Tamplin is an academic poet, and these are not all easily accessible poems. Reading them aloud I found it helped to imagine the poems floating within a layer of historical, musical and artistic references—an interweaving of ideas. They often start in a low-key, almost conversational, observational style. But before you know it you’re in different territory altogether. The title poem inhabits the no-man’s land between countries, and this is the physical and emotional space Tamplin’s poems return to explore, whichever country or setting he locates them in.
To give you a flavour, here are two extracts, the first from ‘Checkpoint’:
And looking back,
Only the circled checkpoint stands, a world apart,
Where white-faced boys trump cards with cards and cars
With guns, alone in the equal darkness where Bedouin
And the black tents move. We stop at a roadhouse
Just before the town. Drinking coffee, I tell a man
What happened as we came. ‘We are all criminals,’
He says, ‘There is no border and we cross it all the time.’
and secondly, from ‘Village’:
I am both
The splayed convoy that surveys its spoilt flesh
And the darkened faces gaining the hills.
And they too change places.
There are two longer sequences within this elegantly produced slim pamphlet. ‘Seven Poems for Tristan and Iseult’ alludes to the legend, but doesn’t address it directly, and it wasn’t always easy to know which voice was speaking.
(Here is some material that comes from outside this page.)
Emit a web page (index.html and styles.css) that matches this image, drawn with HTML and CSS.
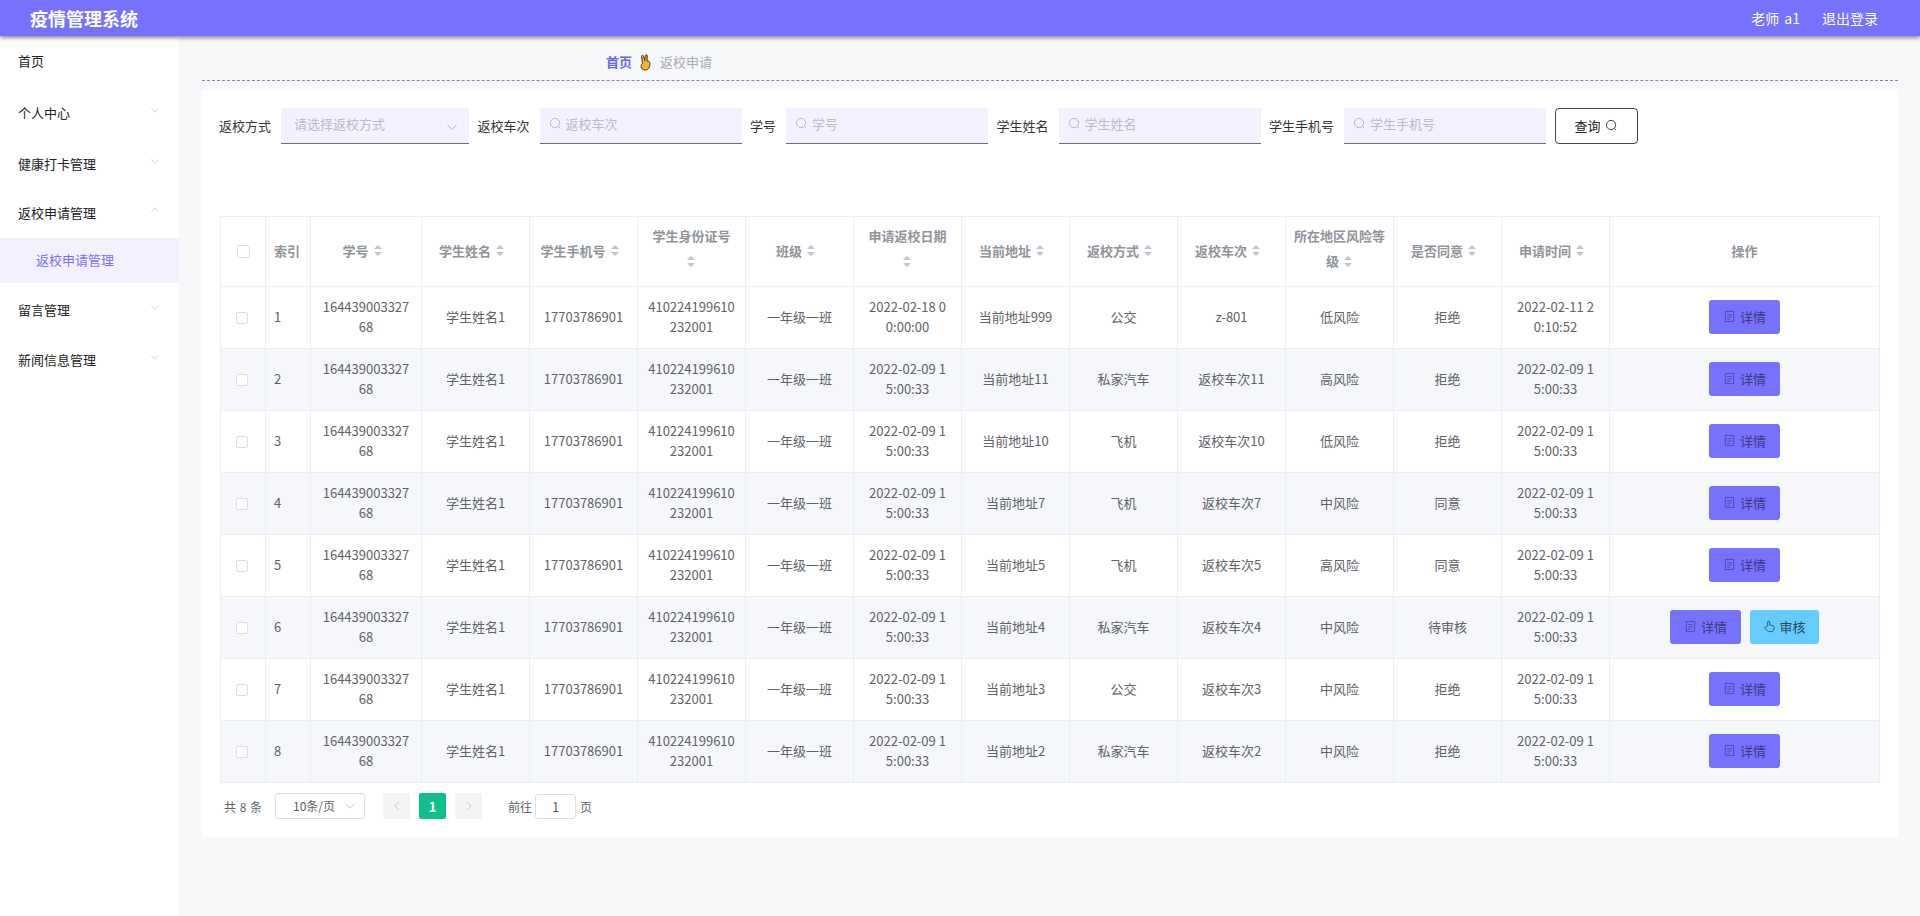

I preferred ‘Devon Sequence’, particularly the beautifully crafted poem about Trew’s Weir, written with great delicacy and lightness of touch. Taking the simple image of two ducks, Tamplin is again able to inhabit that no-man’s land between two worlds:
Water slides across the lip, silked
Tresses combed to their fingered ends.
Two ducks move steady, downriver,
Towards the lip, angle left
In exact diagonal,
Avoid, then perch upon a log
Stalled and balanced on the weir’s edge,
The thin line between placid and plunge.
A small niggle—all the poems have (to my eyes) un-necessary initial capital letters at the start of lines, apart from an expansive poem triggered by discovering a picture of St George and the dragon in a small shop in a Turkish town. Because of the lack of initial capitals it has a more modern feel, with line-breaks working with the poem rather than holding the reader up.
As a bonus, the pamphlet includes two stunning line drawings by Robert Tilling—one on the cover and one from his set of illustrations to the Tristan and Iseult sequence. If only the whole set could have been included!